Lesson 3: Function Notation

Property

We use a letter like $f$ or $g$ to name a function. The notation $f(x)$, read '$f$ of $x$', represents the output value of the function $f$ when the input is $x$. If $y$ is the output variable, we can write $y = f(x)$. The parentheses in $f(x)$ do not indicate multiplication.

Function Notation:
Input variable
↓
$f(x) = y$
↑
Output variable

Examples

• Instead of writing 'the area $A$ for a radius $r$ is $\pi r^2$', we can write $A(r) = \pi r^2$. The notation $A(3)$ asks for the area of a circle with a radius of 3.

Property

Finding the value of the output variable that corresponds to a particular value of the input variable is called evaluating the function.
To evaluate a function described by an equation, we substitute the given input value into the equation to find the corresponding output, or function value.

Examples

• Given the function $f(x) = 5x - 2$, to evaluate $f(3)$, we substitute $x=3$ to get $f(3) = 5(3) - 2 = 15 - 2 = 13$.
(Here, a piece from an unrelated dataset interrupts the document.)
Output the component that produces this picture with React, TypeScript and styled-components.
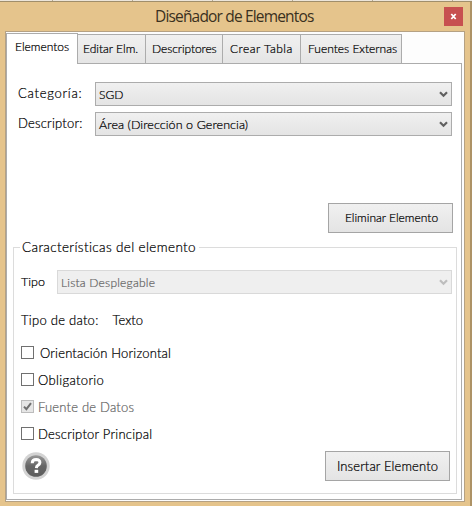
import React from 'react';
import styled, { createGlobalStyle } from 'styled-components';

const GlobalStyle = createGlobalStyle`
  * { box-sizing: border-box; }
  body { margin: 0; background: #e5c48c; overflow: hidden; }
`;

const Screen = styled.div`
  width: 472px;
  height: 506px;
  display: flex;
  flex-direction: column;
  background: #e5c48c;
  color: #000;
  font: 300 13px/16px Lato, 'Liberation Sans', sans-serif;
  -webkit-text-stroke: 0.22px currentColor;
  white-space: nowrap;
`;

const Backdrop = styled.div`
  height: 2px;
  flex: none;
  background: repeating-linear-gradient(90deg, #b5a88f 0 1px, #ece5da 1px 80px) 52px 0;
  border-bottom: 1px solid #a08e6b;
`;

const Window = styled.div`
  flex: 1;
  display: flex;
  flex-direction: column;
  padding: 0 5px 4px 5px;
  border-right: 2px solid #ad9265;
`;

const TitleBar = styled.header`
  height: 29px;
  flex: none;
  display: grid;
  grid-template-columns: 1fr 19px;
  align-items: center;
  padding-right: 2px;
`;

const Title = styled.h1`
  margin: 0 0 1px 150px;
  color: #3a3020;
  font: 400 15.5px/22px 'Open Sans', 'Noto Sans', sans-serif;
  letter-spacing: -0.83px;
  -webkit-text-stroke: 0;
`;

const Close = styled.button`
  width: 19px;
  height: 19px;
  margin-bottom: 1px;
  padding: 0;
  border: 0;
  display: grid;
  place-items: center;
  background: #c75050;
`;

const Client = styled.main`
  flex: 1;
  display: flex;
  flex-direction: column;
  padding: 1px 2px 1px 0;
  border: 1px solid #b5a183;
  background: #fdfdfd;
`;

const Tabs = styled.nav`
  height: 31px;
  flex: none;
  display: flex;
  align-items: flex-end;
`;

const Tab = styled.button<{ $w: number; $active?: boolean; $ls?: number; $indent: number }>`
  width: ${p => p.$w}px;
  height: ${p => (p.$active ? 31 : 30)}px;
  padding: 0 0 ${p => (p.$active ? 4 : 0)}px ${p => p.$indent}px;
  border: 1px solid #acacac;
  border-width: ${p => (p.$active ? '1px 1px 0 1px' : '1px 1px 1px 0')};
  background: ${p => (p.$active ? '#fff' : 'linear-gradient(#f0f0f0, #e5e5e5)')};
  color: #000;
  font: 300 12px/16px Lato, sans-serif;
  letter-spacing: ${p => p.$ls ?? 0}px;
  text-align: left;
`;

const TabFiller = styled.div`
  flex: 1;
  height: 1px;
  background: #acacac;
`;

const Panel = styled.section`
  flex: 1;
  display: flex;
  flex-direction: column;
  padding: 18px 4px 5px 6px;
  border: 1px solid #acacac;
  border-top: 0;
  background: #fff;
`;

const Field = styled.div`
  display: grid;
  grid-template-columns: 77px 357px;
  align-items: center;
  height: 24px;
  margin: 0 0 6px 5px;
`;

const Text = styled.span<{ $ls?: number; $size?: number; $muted?: boolean }>`
  font-size: ${p => p.$size ?? 13}px;
  letter-spacing: ${p => p.$ls ?? 0}px;
  color: ${p => (p.$muted ? '#666' : '#000')};
`;

const FieldLabel = styled(Text)`
  padding-bottom: 2px;
`;

const Combo = styled.div<{ $disabled?: boolean }>`
  height: 24px;
  display: flex;
  align-items: center;
  justify-content: space-between;
  padding: 1px 3px 0;
  border: 1px solid ${p => (p.$disabled ? '#d9d9d9' : '#acacac')};
  background: ${p => (p.$disabled ? '#efefef' : 'linear-gradient(#f0f0f0, #e4e4e4)')};
  color: ${p => (p.$disabled ? '#bdbdbd' : '#606060')};
`;

const PushButton = styled.button<{ $ls?: number; $size: number; $indent?: number }>`
  width: 125px;
  height: 30px;
  padding: 0 0 0 ${p => p.$indent ?? 0}px;
  border: 1px solid #a5a5a5;
  background: linear-gradient(#f0f0f0, #e4e4e4);
  color: #000;
  font: 300 ${p => p.$size}px/16px Lato, sans-serif;
  letter-spacing: ${p => p.$ls ?? 0}px;
`;

const Actions = styled.div`
  display: flex;
  justify-content: flex-end;
  padding: 61px 4px 0 0;
`;

const Group = styled.fieldset`
  flex: 1;
  display: flex;
  flex-direction: column;
  min-width: 0;
  margin: 6px 0 0;
  padding: 15px 5px 12px 7px;
  border: 1px solid #dcdcdc;
`;

const Legend = styled.legend`
  height: 16px;
  margin-left: -1px;
  padding: 0 3px 0 2px;
  font-size: 13.5px;
  letter-spacing: 0.36px;
`;

const TypeRow = styled.div`
  display: grid;
  grid-template-columns: 36px 395px;
  align-items: center;
`;

const DataRow = styled.div`
  display: flex;
  gap: 14px;
  padding: 18px 0 18px;
`;

const CheckRow = styled.label<{ $gap?: number }>`
  display: flex;
  align-items: center;
  gap: ${p => p.$gap ?? 4}px;
  height: 13px;
  margin-bottom: 14px;
`;

const CheckBox = styled.span<{ $disabled?: boolean }>`
  width: 13px;
  height: 13px;
  display: grid;
  place-items: center;
  border: 1px solid ${p => (p.$disabled ? '#bcbcbc' : '#707070')};
  background: ${p => (p.$disabled ? '#e6e6e6' : '#fff')};
`;

const Footer = styled.footer`
  flex: 1;
  display: flex;
  align-items: flex-end;
  justify-content: space-between;
  margin-top: -6px;
  padding: 0 1px;
`;

const HelpSvg = styled.svg`
  margin-bottom: 1px;
`;

const Chevron = () => (
  <svg width="9" height="7" viewBox="0 0 9 7">
    <path d="M1 1.2 4.5 4.7 8 1.2" fill="none" stroke="currentColor" strokeWidth="2.2" />
  </svg>
);

const HelpIcon = () => (
  <HelpSvg width="28" height="28" viewBox="0 0 28 28">
    <defs>
      <linearGradient id="disc" x1="0" y1="0" x2="0" y2="1">
        <stop offset="0" stopColor="#999" />
        <stop offset=".5" stopColor="#666" />
        <stop offset="1" stopColor="#5c5c5c" />
      </linearGradient>
    </defs>
    <circle cx="14" cy="14" r="13.7" fill="#d3d3d3" />
    <circle cx="14" cy="14" r="10.8" fill="url(#disc)" />
    <path d="M10.2 11.2Q10.3 7.6 14.2 7.6Q18 7.7 17.9 10.6Q17.8 12.3 15.9 13.3Q14.5 14.1 14.4 16.1" fill="none" stroke="#fff" strokeWidth="3" />
    <path d="M12.6 17.8H16.2V20.9H12.6Z" fill="#fff" />
  </HelpSvg>
);

export default function App() {
  return (
    <Screen>
      <GlobalStyle />
      <Backdrop />
      <Window>
        <TitleBar>
          <Title>Diseñador de Elementos</Title>
          <Close aria-label="Cerrar">
            <svg width="7" height="7" viewBox="0 0 7 7">
              <path d="M1.3 1 5.7 6M5.7 1 1.3 6" stroke="#fff" strokeWidth="1.8" />
            </svg>
          </Close>
        </TitleBar>
        <Client>
          <Tabs>
            <Tab $active $w={72} $indent={8} $ls={0}>Elementos</Tab>
            <Tab $w={68} $indent={5} $ls={0}>Editar Elm.</Tab>
            <Tab $w={77} $indent={6} $ls={-0.08}>Descriptores</Tab>
            <Tab $w={78} $indent={7} $ls={0.5}>Crear Tabla</Tab>
            <Tab $w={101} $indent={7} $ls={0}>Fuentes Externas</Tab>
            <TabFiller />
          </Tabs>
          <Panel>
            <Field>
              <FieldLabel $ls={0.75}>Categoría:</FieldLabel>
              <Combo><Text $size={12}>SGD</Text><Chevron /></Combo>
            </Field>
            <Field>
              <FieldLabel $ls={0.22}>Descriptor:</FieldLabel>
              <Combo><Text $size={12.5} $ls={0.08}>Área (Dirección o Gerencia)</Text><Chevron /></Combo>
            </Field>
            <Actions>
              <PushButton $size={12} $ls={0} $indent={2}>Eliminar Elemento</PushButton>
            </Actions>
            <Group>
              <Legend>Características del elemento</Legend>
              <TypeRow>
                <Text $size={12.5}>Tipo</Text>
                <Combo $disabled><Text $size={12} $ls={0.22} $muted>Lista Desplegable</Text><Chevron /></Combo>
              </TypeRow>
              <DataRow>
                <Text $ls={0.27}>Tipo de dato:</Text>
                <Text $ls={0}>Texto</Text>
              </DataRow>
              <CheckRow $gap={6}><CheckBox /><Text $ls={0.18}>Orientación Horizontal</Text></CheckRow>
              <CheckRow><CheckBox /><Text $ls={0.35}>Obligatorio</Text></CheckRow>
              <CheckRow>
                <CheckBox $disabled>
                  <svg width="9" height="9" viewBox="0 0 9 9">
                    <path d="M1 4.6 3.4 7.2 8 1.2" fill="none" stroke="#707070" strokeWidth="2" />
                  </svg>
                </CheckBox>
                <Text $ls={0.2} $muted>Fuente de Datos</Text>
              </CheckRow>
              <CheckRow><CheckBox /><Text $ls={0.23}>Descriptor Principal</Text></CheckRow>
              <Footer>
                <HelpIcon />
                <PushButton $size={13} $ls={0.13}>Insertar Elemento</PushButton>
              </Footer>
            </Group>
          </Panel>
        </Client>
      </Window>
    </Screen>
  );
}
• For the function $g(t) = t^2 + 10$, evaluating at $t=-4$ means calculating $g(-4) = (-4)^2 + 10 = 16 + 10 = 26$.

Property

The graph of a function is the graph of all its ordered pairs, $(x, y)$ or using function notation, $(x, f(x))$ where $y = f(x)$.

Examples

• For the function $f(x) = 2x + 1$, the point $(3, 7)$ is on its graph because $f(3) = 2(3) + 1 = 7$.